The POL Board of course do not have the insight into these matters that I have because they have made no attempt to find out for themselves but relied on advice and information from the very people who got them into this mess in the first place and whose incompetence is on display every day the trial sits.

I could also say that about the POL Legal team as well.  I can’t imagine what is going on in the background there because they have the same problem in that they are reliant on the incompetence of POL to provide them with the evidence they need to win the case (they can look but they won’t find any)

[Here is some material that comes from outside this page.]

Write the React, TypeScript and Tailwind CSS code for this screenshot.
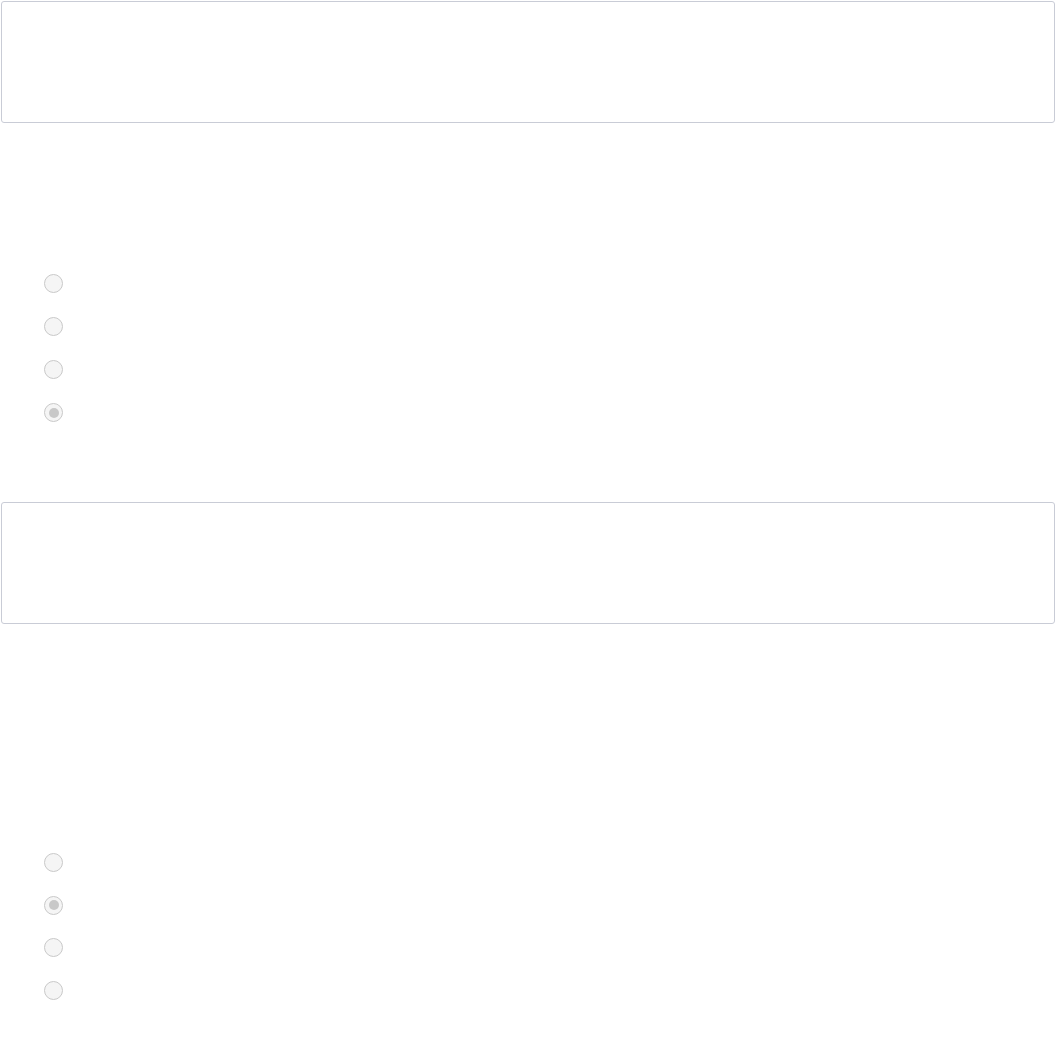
const Radio = ({ checked = false }: { checked?: boolean }) => (
  <span className="flex h-[19px] w-[19px] items-center justify-center rounded-full border-[1.5px] border-[#c9c9c9] bg-[#f5f5f5]">
    {checked && <span className="h-[10px] w-[10px] rounded-full bg-[#c8c8c8]" />}
  </span>
);

const Box = () => (
  <div className="h-[122px] rounded-[3px] border border-[#c9ccd6] bg-white" />
);

export default function App() {
  const first = [false, false, false, true];
  const second = [false, true, false, false];

  return (
    <div className="min-h-screen bg-white p-px font-['Liberation_Sans',sans-serif]">
      <Box />

      <div className="mt-[151px] flex flex-col gap-[24px] pl-[43px]">
        {first.map((c, i) => (
          <Radio key={i} checked={c} />
        ))}
      </div>

      <div className="mt-[80px]">
        <Box />
      </div>

      <div className="mt-[229px] flex flex-col gap-[23.67px] pl-[43px]">
        {second.map((c, i) => (
          <Radio key={i} checked={c} />
        ))}
      </div>
    </div>
  );
}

So I have no idea why they chose to go down the recusal route although I have speculated about it.  Justice Fraser as an incredible decision to make but I think in the long run whatever he chooses to do will have no impact on the outcome at all.

What the POL board though will have to do now is to explain to the likes of me in Freedom of Information requests, the Government Minister in charge although she sounds as if she is totally out of her depth (a here today and gone tomorrow politician), the media, the interested select committees and sooner or later the National Audit Office and the Police where exactly all the money is coming from to pay for this extravagant and now totally unnecessary trial.   If they for one minute think interest in this is going to wane then think again.

When this is all over and the claimants have won, it is safe to say that the reputations of many if not all of the PO Board members who have elected to continue pursuing this lost cause using presumably public funds will be damaged beyond repair.  Idiots all.